Accra, Aug. 27, GNA – About a quarter of Ghanaians are poor, the Ghana Living Standards Survey (GLSS) has revealed.

Accra, Aug. 27, GNA – About a quarter of Ghanaians are poor, the Ghana Living Standards Survey (GLSS) has revealed.


 The GLSS, conducted by the Ghana Statistical Service (GSS), says a seven-year assessment has also revealed that the dynamics  of poverty is still very much a rural phenomenon.

    The report was based on the findings of  sixth GLSS (GLSS6). It was carried out nationwide in 18,000 households in 1,200 enumeration areas, between October 2012 and October 2013 by the GSS.

    Enumerating the key findings of the survey, Dr Osei Boeh-Ocansey, GSS’ Board Chairman, said for education, the school attendance rates recorded for boys and girls in the age group of 6-11 years were very high: At 93.3 per cent for boys and 92.6 per cent for girls.

 Thus 6.7 per cent males are out of school, while 7.4 girls are out of school.

    The findings also show that households spend on the average close to GHȼ500.00 annually on each household member attending school.

    The participation rate in the labour force among persons 15 years and older, is 82 per cent for males and 77 per cent for females.

    The data further reveals that about 26 per cent of children between five years and 17 years engage in child labour, whilst another 25 per cent are found in hazardous work.

    According to the findings, more than 50 per cent of rural communities have Junior High Schools (JHS), with nearly half of them enjoying electricity from the national grid.

    The data also reveals that about 80 per cent of rural communities have access to mobile phone networks, but less than a tenth have a post office and banking services.

    Overall, about half of the rural communities visited by the GSS field staff, said that their living conditions have improved over the last 10 years.

    Dr Boeh-Ocansey entreated the Management and staff of GSS to strive hard to produce and disseminate, on a continuous basis, a wide range of statistics that were relevant for stakeholders both within and outside Ghana.

    He said  Government  and its Development Partners had provided a 40 million dollar support to the GSS and nine Ministries, Departments and Agencies (MDAs), within the National Statistical System to cater for the immediate statistical needs of the country.

     The GLSS6 was one of the most important sources of data that monitored the welfare of the population .

     It complements other surveys such as the Multiple Indicator Cluster Survey (MICS) and the Ghana Demographic and Health Survey (GDHS), to provide valuable statistical information aimed at understanding the living conditions of Ghanaians.

    Some of the information gathered from the households were on their demographic characteristics, education, health, employment and time use, migration and tourism.

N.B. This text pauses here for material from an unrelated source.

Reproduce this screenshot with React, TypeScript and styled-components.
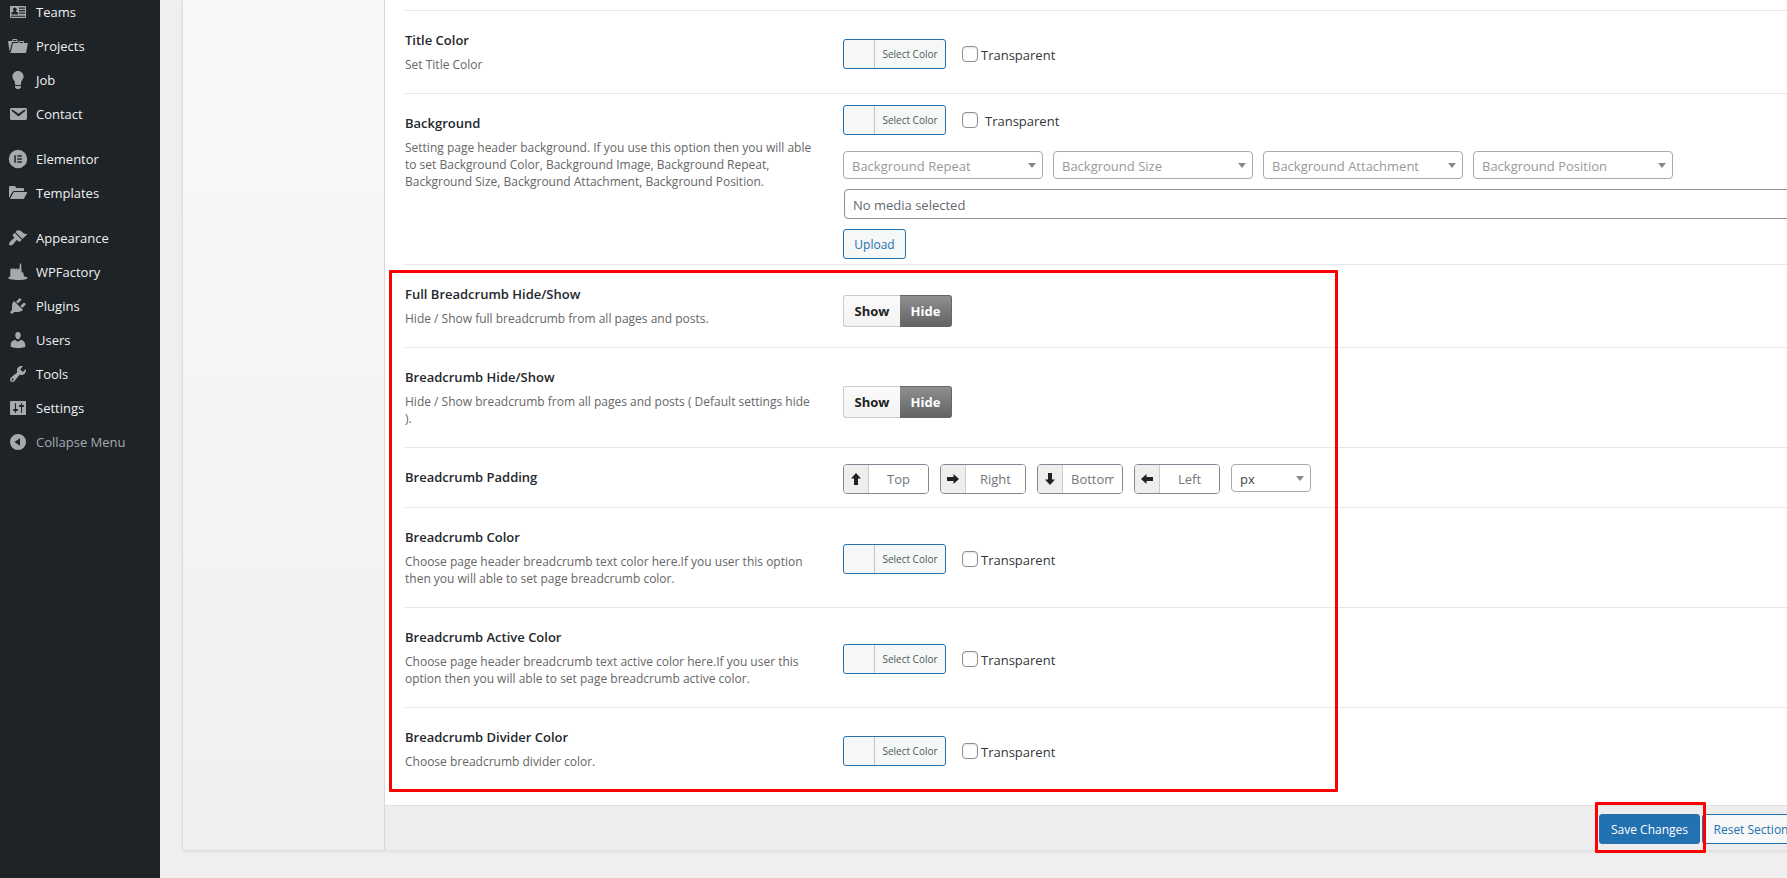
import React, { useId, useState } from "react";
import styled, { createGlobalStyle } from "styled-components";

const GlobalStyle = createGlobalStyle`
  *, *::before, *::after { box-sizing: border-box; }
  body {
    margin: 0;
    background: #f0f0f1;
    color: #333;
    font-family: "Open Sans", "Noto Sans", sans-serif;
    font-size: 13px;
    line-height: 18px;
  }
  input, select, button { font-family: inherit; }
`;

const Page = styled.div`
  display: flex;
  align-items: stretch;
  min-height: 100vh;
  overflow: hidden;
  background: #efefef;
`;

/* ---------- admin menu ---------- */

const Sidebar = styled.nav`
  flex: 0 0 160px;
  background: #1d2327;
`;

const MenuList = styled.ul`
  list-style: none;
  margin: -5px 0 0;
  padding: 0;
`;

const MenuEntry = styled.li<{ $gap?: boolean }>`
  margin-top: ${(p) => (p.$gap ? 11 : 0)}px;
`;

const MenuLink = styled.a<{ $muted?: boolean }>`
  display: flex;
  align-items: center;
  gap: 8px;
  height: 34px;
  padding-left: 8px;
  font-size: 13px;
  color: ${(p) => (p.$muted ? "#a7aaad" : "#f0f0f1")};
  text-decoration: none;
`;

const MenuIcon = styled.svg`
  flex: 0 0 20px;
  width: 20px;
  height: 20px;
  fill: #a7aaad;
`;

type MenuItem = { label: string; icon: React.ReactNode; gap?: boolean; muted?: boolean };

const menu: MenuItem[] = [
  {
    label: "Teams",
    icon: (
      <path
        fillRule="evenodd"
        d="M3 4h14c.6 0 1 .4 1 1v10c0 .6-.4 1-1 1H3c-.6 0-1-.4-1-1V5c0-.6.4-1 1-1zm8 1.500v1.200h6V5.500zm0 2.500v1.200h6V8zm0 2.500v1.200h6v-1.200zM3 13.800v1h14v-1zM6.800 5.500c-1.200 0-1.900.8-1.800 1.900.1 1 .6 1.900 1.100 2.100L3.500 10.300v2.200h6.400v-2.200L7.600 9.500c.5-.2 1-1.100 1.100-2.100.1-1.100-.7-1.900-1.900-1.900z"
      />
    ),
  },
  {
    label: "Projects",
    icon: (
      <path d="M4 5H.78c-.37 0-.74.32-.69.84l1.560 9.990S3.500 8.470 3.860 6.700c.11-.53.61-.7.98-.7H10s-.7-2.080-.77-2.310C9.110 3.250 8.890 3 8.450 3H5.140c-.36 0-.7.23-.8.64C4.250 4.040 4 5 4 5zm4.880 0h-4s.42-1 .87-1h2.130c.48 0 1 1 1 1zM2.670 16.250c-.31.47-.76.75-1.260.75h15.730c.54 0 .92-.31 1.030-.83.44-2.190 1.680-8.440 1.680-8.440.07-.5-.3-.73-.62-.73H16V5.530c0-.16-.26-.53-.66-.53h-3.760c-.52 0-.87.58-.87.58L10 7H5.590c-.32 0-.63.19-.69.5 0 0-1.590 6.700-1.720 7.330-.07.37-.22.99-.51 1.420zM15.380 7H11s.58-1 1.130-1h2.290c.71 0 .96 1 .96 1z" />
    ),
  },
  {
    label: "Job",
    icon: (
      <path d="M10 1c3.110 0 5.630 2.520 5.630 5.620 0 1.840-2.030 4.580-2.030 4.580-.33.44-.6 1.250-.6 1.800v1c0 .55-.45 1-1 1H8c-.55 0-1-.45-1-1v-1c0-.55-.27-1.360-.6-1.800 0 0-2.020-2.740-2.020-4.580C4.380 3.520 6.890 1 10 1zM7 16.870V16h6v.87c0 .62-.13 1.130-.75 1.130H12c0 .62-.4 1-1.020 1h-2c-.61 0-.98-.38-.98-1h-.25c-.62 0-.75-.51-.75-1.130z" />
    ),
  },
  {
    label: "Contact",
    icon: (
      <path d="M3.870 4h13.250C18.370 4 19 4.590 19 5.790v8.420c0 1.190-.63 1.790-1.880 1.790H3.870c-1.250 0-1.880-.6-1.880-1.790V5.790c0-1.200.63-1.790 1.880-1.790zm6.620 8.600l6.740-5.530c.24-.2.43-.66.13-1.070-.29-.41-.82-.42-1.170-.17l-5.700 3.860L4.800 5.830c-.35-.25-.88-.24-1.170.17-.3.41-.11.87.13 1.070z" />
    ),
  },
  {
    label: "Elementor",
    gap: true,
    icon: (
      <path
        fillRule="evenodd"
        d="M10 .8a9.200 9.200 0 1 1 0 18.400A9.200 9.200 0 0 1 10 .8zM6.300 6.300v7.400h1.500V6.300zm3 0v1.500h4.500V6.300zm0 3v1.400h4.500V9.300zm0 2.900v1.500h4.500v-1.500z"
      />
    ),
  },
  {
    label: "Templates",
    icon: (
      <path d="M1 15V4.200C1 3.500 1.500 3 2.200 3h4.300c.5 0 .9.300 1.100.7L8.200 5h6.600c.7 0 1.200.5 1.200 1.200V8H6.200c-.7 0-1.300.4-1.700 1zm1 1l3.300-6.300c.2-.4.600-.7 1.100-.7h12.200c.5 0 .7.400.5.800l-2.900 5.500c-.2.400-.6.7-1.100.7z" />
    ),
  },
  {
    label: "Appearance",
    gap: true,
    icon: (
      <path d="M14.480 11.060L7.410 3.990l1.500-1.500c.5-.56 2.300-.47 3.510.32 1.210.8 1.430 1.280 2.910 2.100 1.180.64 2.450 1.260 4.450.85zm-.71.71L6.700 4.700 4.930 6.470c-.39.39-.39 1.020 0 1.410l1.060 1.060c.39.39.39 1.030 0 1.420-.6.6-1.430 1.110-2.210 1.690-.35.26-.7.53-1.010.84C1.430 14.230.4 16.080 1.400 17.070c.99 1 2.840-.03 4.180-1.360.31-.31.58-.66.85-1.020.57-.78 1.080-1.610 1.690-2.210.39-.39 1.020-.39 1.410 0l1.060 1.060c.39.39 1.020.39 1.410 0z" />
    ),
  },
  {
    label: "WPFactory",
    icon: (
      <path d="M2.300 14.500V7l1.200-1v1.500L5.300 6v1.500L7.100 6v1.500L9 6v2l2-1.800.3 1.800.6-6.500h1.200l.6 9.500 1.300-1.200 1 4.700c1.900.3 3.600.8 3.600 1.500 0 1.200-4.400 2-9.600 2S.3 17.300.3 16c0-.7.800-1.200 2-1.500z" />
    ),
  },
  {
    label: "Plugins",
    icon: (
      <path d="M13.110 4.360L9.870 7.600 8 5.730l3.240-3.240c.35-.34 1.050-.2 1.560.32.52.51.66 1.210.31 1.550zm-8 1.770l.91-1.120 9.010 9.010-1.190.84c-.71.71-2.630 1.160-3.820 1.160H6.140L4.900 17.260c-.59.59-1.540.59-2.120 0-.59-.58-.59-1.530 0-2.120l1.240-1.240v-3.880c0-1.130.4-3.190 1.090-3.890zm7.260 3.970l3.240-3.240c.34-.35 1.040-.21 1.550.31.52.51.66 1.210.31 1.550l-3.240 3.250z" />
    ),
  },
  {
    label: "Users",
    icon: (
      <path d="M10 9.250c-2.270 0-2.730-3.440-2.730-3.440C7 4.020 7.820 2 9.970 2c2.160 0 2.980 2.020 2.710 3.810 0 0-.41 3.440-2.680 3.440zm0 2.570L12.720 10c2.390 0 4.520 2.330 4.520 4.530v2.490s-3.650 1.130-7.240 1.130c-3.650 0-7.240-1.130-7.240-1.130v-2.490c0-2.250 1.940-4.480 4.470-4.480z" />
    ),
  },
  {
    label: "Tools",
    icon: (
      <path d="M16.680 9.770c-1.340 1.340-3.300 1.670-4.950.99l-5.410 6.520c-.99.99-2.590.99-3.580 0s-.99-2.590 0-3.570l6.520-5.420c-.68-1.650-.35-3.610.99-4.950 1.280-1.280 3.120-1.620 4.720-1.060l-2.890 2.890 2.820 2.820 2.860-2.870c.53 1.580.18 3.390-1.080 4.650zM3.810 16.210c.4.39 1.040.39 1.430 0 .4-.4.4-1.040 0-1.430-.39-.4-1.030-.4-1.430 0-.39.39-.39 1.030 0 1.430z" />
    ),
  },
  {
    label: "Settings",
    icon: (
      <path d="M18 16V4c0-.55-.45-1-1-1H3c-.55 0-1 .45-1 1v12c0 .55.45 1 1 1h14c.55 0 1-.45 1-1zM8 11h1c.55 0 1 .45 1 1s-.45 1-1 1H8v1.500c0 .28-.22.5-.5.5s-.5-.22-.5-.5V13H6c-.55 0-1-.45-1-1s.45-1 1-1h1V5.500c0-.28.22-.5.5-.5s.5.22.5.5V11zm5-2h-1c-.55 0-1-.45-1-1s.45-1 1-1h1V5.500c0-.28.22-.5.5-.5s.5.22.5.5V7h1c.55 0 1 .45 1 1s-.45 1-1 1h-1v5.500c0 .28-.22.5-.5.5s-.5-.22-.5-.5V9z" />
    ),
  },
  {
    label: "Collapse Menu",
    muted: true,
    icon: <path fillRule="evenodd" d="M10 2a8 8 0 1 1 0 16 8 8 0 0 1 0-16zm2 4.200L6.500 10l5.500 3.800z" />,
  },
];

/* ---------- options panel ---------- */

const Main = styled.main`
  flex: 1 1 auto;
  min-width: 0;
  padding-left: 22px;
`;

const Panel = styled.div`
  display: flex;
  margin-right: -30px;
  border: 1px solid #dedede;
  border-top: 0;
  box-shadow: 0 1px 4px rgba(0, 0, 0, 0.06);
`;

const SectionNav = styled.div`
  flex: 0 0 201px;
  background: linear-gradient(#f9f9f9, #f0f0f0);
`;

const Options = styled.form`
  flex: 1 1 auto;
  min-width: 0;
  border-left: 1px solid #d8d8d8;
  background: #fff;
`;

const Rows = styled.div`
  padding: 10px 0 15px 20px;
`;

const RowGroup = styled.div<{ $marked?: boolean }>`
  position: relative;
  border-top: 1px solid #e7e7e7;

  &::after {
    content: "";
    display: ${(p) => (p.$marked ? "block" : "none")};
    position: absolute;
    top: 5px;
    bottom: -2px;
    left: -16px;
    width: 949px;
    border: 3px solid #f00;
    border-radius: 1px;
    pointer-events: none;
  }
`;

const Row = styled.section`
  display: grid;
  grid-template-columns: 438px 1fr;

  & + & {
    border-top: 1px solid #e7e7e7;
  }
`;

const RowHead = styled.div`
  padding: 20px 28px 20px 0;
`;

const RowTitle = styled.h3`
  margin: 0;
  font-size: 13px;
  line-height: 18px;
  font-weight: 600;
  color: #23282d;
`;

const RowText = styled.p`
  margin: 7px 0 0;
  font-size: 12px;
  line-height: 17px;
  color: #666;
`;

const fieldPadding = {
  single: "3px 0 0",
  toggle: "9px 0 0",
  inputs: "16px 0 13px",
  stack: "11px 0 5px",
};

const Field = styled.div<{ $kind: keyof typeof fieldPadding }>`
  display: flex;
  flex-direction: column;
  justify-content: center;
  padding: ${(p) => fieldPadding[p.$kind]};
`;

const ColorLine = styled.div`
  display: flex;
  align-items: center;
  gap: 16px;
`;

const ColorButton = styled.button`
  display: flex;
  width: 103px;
  height: 30px;
  padding: 0 0 0 30px;
  border: 1px solid #2271b1;
  border-radius: 3px;
  background: #f6f7f7;
  cursor: pointer;
`;

const ColorButtonText = styled.span`
  flex: 1;
  border-left: 1px solid #c3c4c7;
  font-size: 10px;
  line-height: 28px;
  text-align: center;
  color: #50575e;
`;

const CheckLabel = styled.label<{ $spaced?: boolean }>`
  display: flex;
  align-items: center;
  gap: ${(p) => (p.$spaced ? 7 : 3)}px;
  font-size: 13px;
  line-height: 18px;
  color: #32373c;
`;

const CheckText = styled.span`
  padding-top: 2px;
`;

const CheckBox = styled.input`
  appearance: none;
  width: 16px;
  height: 16px;
  margin: 0;
  border: 1px solid #8c8f94;
  border-radius: 4px;
  background: #fff;
  box-shadow: inset 0 1px 2px rgba(0, 0, 0, 0.1);

  &:checked {
    background: #2271b1;
  }
`;

const Line = styled.div<{ $gap: number; $top?: number }>`
  display: flex;
  gap: ${(p) => p.$gap}px;
  margin-top: ${(p) => p.$top ?? 0}px;
`;

const SelectWrap = styled.div<{ $width: number }>`
  position: relative;
  width: ${(p) => p.$width}px;
  height: 28px;
`;

const Select = styled.select<{ $hint?: boolean }>`
  appearance: none;
  width: 100%;
  height: 28px;
  padding: 1px 20px 0 8px;
  border: 1px solid #aaa;
  border-radius: 4px;
  background: #fff;
  font-size: 13px;
  color: ${(p) => (p.$hint ? "#999" : "#444")};
`;

const SelectArrow = styled.svg`
  position: absolute;
  top: 12px;
  right: 7px;
  width: 8px;
  height: 5px;
  fill: #888;
  pointer-events: none;
`;

const MediaInput = styled.input`
  height: 30px;
  margin: 10px 0 10px 1px;
  padding: 2px 8px 0;
  border: 1px solid #8c8f94;
  border-radius: 4px;
  background: #fff;
  font-size: 13px;
  color: #646970;
`;

const ActionButton = styled.button<{ $width: number; $primary?: boolean }>`
  flex: none;
  width: ${(p) => p.$width}px;
  height: 30px;
  padding: 0;
  border: 1px solid #2271b1;
  border-radius: 3px;
  background: ${(p) => (p.$primary ? "#2271b1" : "#f6f7f7")};
  font-size: 12px;
  white-space: nowrap;
  color: ${(p) => (p.$primary ? "#fff" : "#2271b1")};
  cursor: pointer;
`;

const ToggleSet = styled.div`
  display: flex;
  height: 32px;
`;

const ToggleOption = styled.label<{ $active: boolean }>`
  position: relative;
  display: flex;
  align-items: center;
  justify-content: center;
  width: 52px;
  border: 1px solid ${(p) => (p.$active ? "#666" : "#ccc")};
  background: ${(p) =>
    p.$active ? "linear-gradient(#8f8f8f, #636363)" : "linear-gradient(#fbfbfb, #f3f3f3)"};
  font-weight: 700;
  font-size: 13px;
  color: ${(p) => (p.$active ? "#fff" : "#222")};

  &:first-child {
    width: 57px;
    border-right: 0;
    border-radius: 3px 0 0 3px;
  }
  &:last-child {
    border-left: 0;
    border-radius: 0 3px 3px 0;
  }
`;

const ToggleRadio = styled.input`
  position: absolute;
  inset: 0;
  margin: 0;
  opacity: 0;
`;

const SideBox = styled.label`
  display: flex;
  width: 86px;
  height: 30px;
  border: 1px solid #7e8993;
  border-radius: 4px;
  overflow: hidden;
`;

const SideIcon = styled.span`
  display: flex;
  flex: 0 0 25px;
  align-items: center;
  justify-content: center;
  border-right: 1px solid #ccc;
  background: #eee;
`;

const Arrow = styled.svg`
  width: 12px;
  height: 12px;
  fill: #222;
`;

const SideInput = styled.input`
  flex: 1;
  min-width: 0;
  padding: 0 8px;
  border: 0;
  background: #fff;
  font-size: 13px;
  text-align: center;

  &::placeholder {
    color: #72777c;
    opacity: 1;
  }
`;

const Footer = styled.footer`
  display: flex;
  justify-content: flex-end;
  gap: 2px;
  height: 45px;
  padding: 8px 16px 0 0;
  border-top: 1px solid #e2e2e2;
  background: #ededed;
`;

const Marked = styled.div`
  position: relative;
  z-index: 1;
  height: 30px;

  &::after {
    content: "";
    position: absolute;
    inset: -12px -6px -9px -4px;
    border: 3px solid #f00;
    border-radius: 1px;
    pointer-events: none;
  }
`;

/* ---------- controls ---------- */

function ColorPicker({ spaced }: { spaced?: boolean }) {
  return (
    <ColorLine>
      <ColorButton type="button">
        <ColorButtonText>Select Color</ColorButtonText>
      </ColorButton>
      <CheckLabel $spaced={spaced}>
        <CheckBox type="checkbox" />
        <CheckText>Transparent</CheckText>
      </CheckLabel>
    </ColorLine>
  );
}

function ShowHide({ name: label }: { name: string }) {
  const name = useId();
  const [value, setValue] = useState("Hide");
  return (
    <ToggleSet role="radiogroup" aria-label={label}>
      {["Show", "Hide"].map((option) => (
        <ToggleOption key={option} $active={value === option}>
          <ToggleRadio
            type="radio"
            name={name}
            checked={value === option}
            onChange={() => setValue(option)}
          />
          {option}
        </ToggleOption>
      ))}
    </ToggleSet>
  );
}

function DropDown({ text, name, width, hint }: { text: string; name: string; width: number; hint?: boolean }) {
  return (
    <SelectWrap $width={width}>
      <Select aria-label={name} $hint={hint} defaultValue={text}>
        <option>{text}</option>
      </Select>
      <SelectArrow viewBox="0 0 8 5" aria-hidden="true">
        <path d="M0 0h8L4 5z" />
      </SelectArrow>
    </SelectWrap>
  );
}

const arrowPaths = {
  Top: "M6 0l5 5.500H8V12H4V5.500H1z",
  Right: "M12 6l-5.500 5V8H0V4h6.500V1z",
  Bottom: "M6 12l5-5.500H8V0H4v6.500H1z",
  Left: "M0 6l5.500 5V8H12V4H5.500V1z",
};

function PaddingFields() {
  return (
    <Line $gap={11}>
      {(Object.keys(arrowPaths) as (keyof typeof arrowPaths)[]).map((side) => (
        <SideBox key={side}>
          <SideIcon>
            <Arrow viewBox="0 0 12 12" aria-hidden="true">
              <path d={arrowPaths[side]} />
            </Arrow>
          </SideIcon>
          <SideInput type="text" placeholder={side} aria-label={side} />
        </SideBox>
      ))}
      <DropDown text="px" name="Unit" width={80} />
    </Line>
  );
}

type OptionProps = {
  title: string;
  text?: string;
  kind: keyof typeof fieldPadding;
  children: React.ReactNode;
};

function Option({ title, text, kind, children }: OptionProps) {
  return (
    <Row>
      <RowHead>
        <RowTitle>{title}</RowTitle>
        {text && <RowText>{text}</RowText>}
      </RowHead>
      <Field $kind={kind}>{children}</Field>
    </Row>
  );
}

const backgroundSelects = [
  "Background Repeat",
  "Background Size",
  "Background Attachment",
  "Background Position",
];

export default function App() {
  return (
    <>
      <GlobalStyle />
      <Page>
        <Sidebar>
          <MenuList>
            {menu.map((item) => (
              <MenuEntry key={item.label} $gap={item.gap}>
                <MenuLink href="#" $muted={item.muted}>
                  <MenuIcon viewBox="0 0 20 20" aria-hidden="true">
                    {item.icon}
                  </MenuIcon>
                  {item.label}
                </MenuLink>
              </MenuEntry>
            ))}
          </MenuList>
        </Sidebar>
        <Main>
          <Panel>
            <SectionNav />
            <Options onSubmit={(e) => e.preventDefault()}>
              <Rows>
                <RowGroup>
                  <Option title="Title Color" text="Set Title Color" kind="single">
                    <ColorPicker />
                  </Option>
                  <Option
                    title="Background"
                    text="Setting page header background. If you use this option then you will able to set Background Color, Background Image, Background Repeat, Background Size, Background Attachment, Background Position."
                    kind="stack"
                  >
                    <ColorPicker spaced />
                    <Line $gap={10} $top={16}>
                      {backgroundSelects.map((name) => (
                        <DropDown key={name} text={name} name={name} width={200} hint />
                      ))}
                    </Line>
                    <MediaInput type="text" aria-label="Media" readOnly value="No media selected" />
                    <ActionButton type="button" $width={63}>
                      Upload
                    </ActionButton>
                  </Option>
                </RowGroup>
                <RowGroup $marked>
                  <Option
                    title="Full Breadcrumb Hide/Show"
                    text="Hide / Show full breadcrumb from all pages and posts."
                    kind="toggle"
                  >
                    <ShowHide name="Full Breadcrumb Hide/Show" />
                  </Option>
                  <Option
                    title="Breadcrumb Hide/Show"
                    text="Hide / Show breadcrumb from all pages and posts ( Default settings hide )."
                    kind="toggle"
                  >
                    <ShowHide name="Breadcrumb Hide/Show" />
                  </Option>
                  <Option title="Breadcrumb Padding" kind="inputs">
                    <PaddingFields />
                  </Option>
                  <Option
                    title="Breadcrumb Color"
                    text="Choose page header breadcrumb text color here.If you user this option then you will able to set page breadcrumb color."
                    kind="single"
                  >
                    <ColorPicker />
                  </Option>
                  <Option
                    title="Breadcrumb Active Color"
                    text="Choose page header breadcrumb text active color here.If you user this option then you will able to set page breadcrumb active color."
                    kind="single"
                  >
                    <ColorPicker />
                  </Option>
                  <Option
                    title="Breadcrumb Divider Color"
                    text="Choose breadcrumb divider color."
                    kind="single"
                  >
                    <ColorPicker />
                  </Option>
                </RowGroup>
              </Rows>
              <Footer>
                <Marked>
                  <ActionButton type="submit" $width={101} $primary>
                    Save Changes
                  </ActionButton>
                </Marked>
                <ActionButton type="button" $width={98}>
                  Reset Section
                </ActionButton>
              </Footer>
            </Options>
          </Panel>
        </Main>
      </Page>
    </>
  );
}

 Information on housing conditions, household agriculture, access to financial services, asset ownership and households’ perception of governance, peace and security in the country were also captured.

    Dr Boeh Ocansey said GLSS6 was a rich source of information, which should be utlilised for planning, informed decision-making, and monitoring and evaluation of development programmes.

    Dr Philomena Nyarko, Government Statistician, said so far, Ghana had conducted six rounds of the Ghana Living Standards Survey, with the 2012/2013 edition being the latest.

    She said the data had helped in determining how living conditions had changed over the years, both nationally and across the regions, and also across the various sub-groups.

     She expressed her appreciation to the Development Partners, including UNICEF, UNDP, UNFPA, ILO, the World Bank, UK-DFID and a host of other individuals for their technical and financial assistance towards the exercise.